In SQL Server a recommended approach for type of situation is to create a column of type 'rowversion' and use that to check if any of the fields in that row have changed.
SQL Server guarantees that if any value in the row changes (or a new row is inserted) it's rowversion column will automatically updated to different value. Letting the database handle this for you is much more reliable than trying to do it yourself.

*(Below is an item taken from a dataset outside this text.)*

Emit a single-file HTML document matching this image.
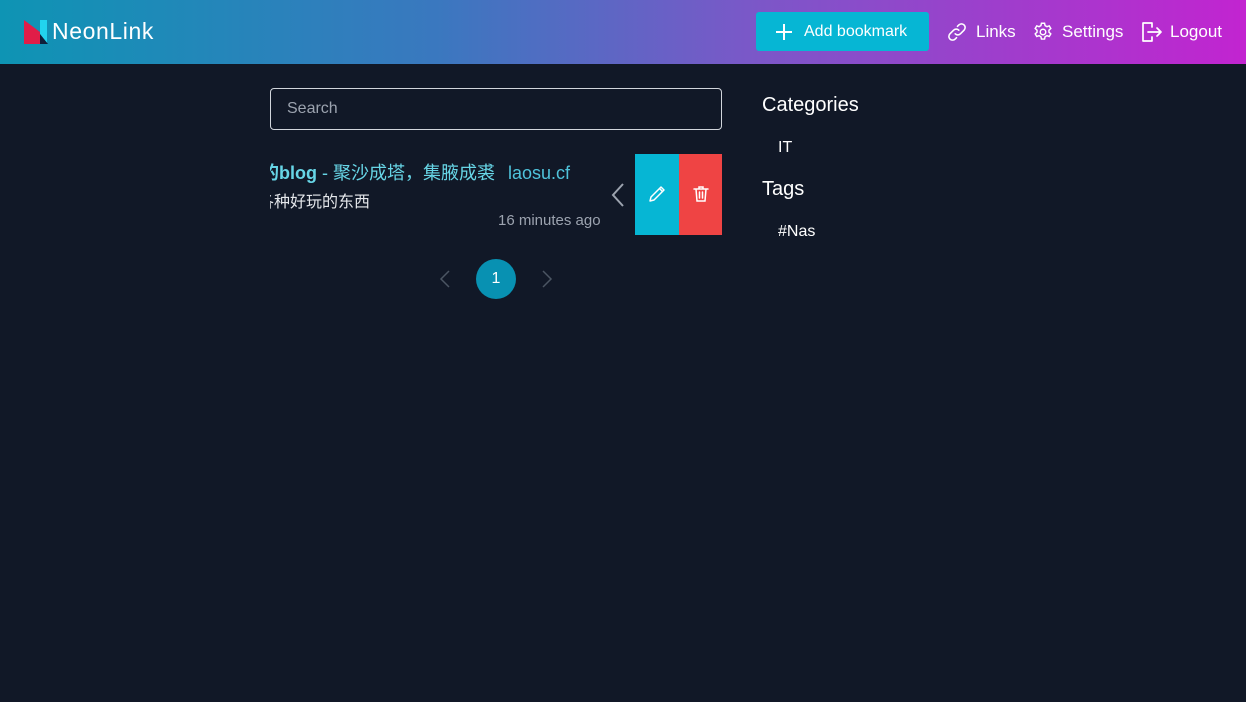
<!DOCTYPE html>
<html><head><meta charset="utf-8"><style>
*{margin:0;padding:0;box-sizing:border-box}
body{width:1246px;height:702px;background:#111827;font-family:"Liberation Sans","Noto Sans CJK SC",sans-serif;position:relative;overflow:hidden;color:#fff}
.hdr{position:absolute;left:0;top:0;width:1246px;height:64px;background:linear-gradient(90deg,#0e94b4 0%,#3a78bf 35%,#7a58c8 60%,#c224d0 100%)}
.logo{position:absolute;left:24px;top:20px}
.brand{position:absolute;left:52px;top:18px;font-size:23px;font-weight:300;letter-spacing:0.6px}
.nav{position:absolute;top:0;height:64px;display:flex;align-items:center;font-size:17px;font-weight:300}
.btn{position:absolute;left:756px;top:12px;width:173px;height:39px;background:#06b6d4;border-radius:3px;display:flex;align-items:center;font-size:16px;font-weight:300}
.abs{position:absolute}
.search{position:absolute;left:270px;top:88px;width:452px;height:42px;border:1px solid #d1d5db;border-radius:4px;padding:11px 16px;font-size:16px;color:#9ca3af}
.clip{position:absolute;left:270px;top:154px;width:365px;height:82px;overflow:hidden}
</style></head><body>
<div class="hdr">
 <svg class="logo" width="24" height="24" viewBox="0 0 24 24"><polygon points="0,0 16,12 16,24 0,24" fill="#e11d48"/><rect x="16" y="0" width="7" height="24" fill="#22d3ee"/><polygon points="16,14 24,24 16,24" fill="#0f1e3a"/></svg>
 <div class="brand">NeonLink</div>
 <div class="btn"><svg style="margin-left:19px" width="18" height="18" viewBox="0 0 18 18"><path d="M9 1v16M1 9h16" stroke="#fff" stroke-width="2"/></svg><span style="margin-left:11px">Add bookmark</span></div>
 <svg class="abs" style="left:946px;top:21px" width="22" height="22" viewBox="0 0 24 24" fill="none" stroke="#fff" stroke-width="1.7" stroke-linecap="round"><path d="M10 14a4 4 0 0 0 5.7 0l4-4a4 4 0 0 0-5.7-5.7l-1.5 1.5"/><path d="M14 10a4 4 0 0 0-5.7 0l-4 4a4 4 0 0 0 5.7 5.7l1.5-1.5"/></svg>
 <div class="nav" style="left:976px">Links</div>
 <svg class="abs" style="left:1032px;top:21px" width="22" height="22" viewBox="0 0 24 24" fill="none" stroke="#fff" stroke-width="1.6"><path d="M10.3 2.5h3.4l.6 2.6 2 1.1 2.5-.9 1.7 2.9-2 1.8v2.2l2 1.8-1.7 2.9-2.5-.9-2 1.1-.6 2.6h-3.4l-.6-2.6-2-1.1-2.5.9-1.7-2.9 2-1.8V10l-2-1.8 1.7-2.9 2.5.9 2-1.1z"/><circle cx="12" cy="12" r="3"/></svg>
 <div class="nav" style="left:1062px">Settings</div>
 <svg class="abs" style="left:1141px;top:20px" width="22" height="24" viewBox="0 0 22 24" fill="none" stroke="#fff" stroke-width="1.7" stroke-linecap="round" stroke-linejoin="round"><path d="M11 7V3H2v18h9v-4"/><path d="M7 12h13M16 8l4 4-4 4"/></svg>
 <div class="nav" style="left:1170px">Logout</div>
</div>
<div class="search">Search</div>
<div class="clip">
 <div class="abs" style="left:-9px;top:5px;font-size:18px;color:#67d5e6;white-space:nowrap"><b>的blog</b> - 聚沙成塔，集腋成裘 <span style="margin-left:8px;font-weight:300;color:#4fc3db">laosu.cf</span></div>
 <div class="abs" style="left:-12px;top:34px;font-size:16px;color:#e5e7eb;white-space:nowrap">各种好玩的东西</div>
 <div class="abs" style="left:228px;top:58px;font-size:15px;color:#9ca3af">16 minutes ago</div>
 <svg class="abs" style="left:340px;top:28px" width="16" height="26" viewBox="0 0 16 26"><path d="M13 2L3 13l10 11" stroke="#9ca3af" stroke-width="2" fill="none"/></svg>
</div>
<div class="abs" style="left:635px;top:154px;width:44px;height:81px;background:#06b6d4"><svg style="position:absolute;left:12px;top:30px" width="20" height="20" viewBox="0 0 20 20" fill="none" stroke="#fff" stroke-width="1.5" stroke-linejoin="round"><path d="M3 17l1-4L14 3l3 3L7 16z M12.5 4.5l3 3"/></svg></div>
<div class="abs" style="left:679px;top:154px;width:43px;height:81px;background:#ef4444"><svg style="position:absolute;left:12px;top:30px" width="20" height="20" viewBox="0 0 20 20" fill="none" stroke="#fff" stroke-width="1.5" stroke-linecap="round"><path d="M3 5h14M8 5V3h4v2M5 5l1 12h8l1-12M8.5 8v6M11.5 8v6"/></svg></div>
<svg class="abs" style="left:438px;top:270px" width="14" height="18" viewBox="0 0 14 18"><path d="M11 1L3 9l8 8" stroke="#4b5563" stroke-width="1.5" fill="none"/></svg>
<div class="abs" style="left:476px;top:259px;width:40px;height:40px;border-radius:50%;background:#0891b2;text-align:center;line-height:40px;font-size:16px">1</div>
<svg class="abs" style="left:540px;top:270px" width="14" height="18" viewBox="0 0 14 18"><path d="M3 1l8 8-8 8" stroke="#4b5563" stroke-width="1.5" fill="none"/></svg>
<div class="abs" style="left:762px;top:94px;font-size:20px">Categories</div>
<div class="abs" style="left:778px;top:139px;font-size:16px">IT</div>
<div class="abs" style="left:762px;top:178px;font-size:20px">Tags</div>
<div class="abs" style="left:778px;top:223px;font-size:16px">#Nas</div>
</body></html>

In your update statements you simply need to add a where clause to check that the rowversion value is the same as it was when you first retrieved the row. If not, someone else has changed the row (ie: it's dirty)
Also, from that page:
The timestamp syntax is deprecated.
This feature will be removed in a
future version of Microsoft SQL
Server. Avoid using this feature in
new development work, and plan to
modify applications that currently use
this feature.
I'm not sure that concurrency should be handled in the database like this. The database itself should be able manage isolation and transactional behavior, but the threading behavior ought to be done in code.
rowversion suggestion is correct I would say but its disappointing to see that timestamp will be deprecated soon. Some of my OLD applications are using this for different reasons then checking concurrency.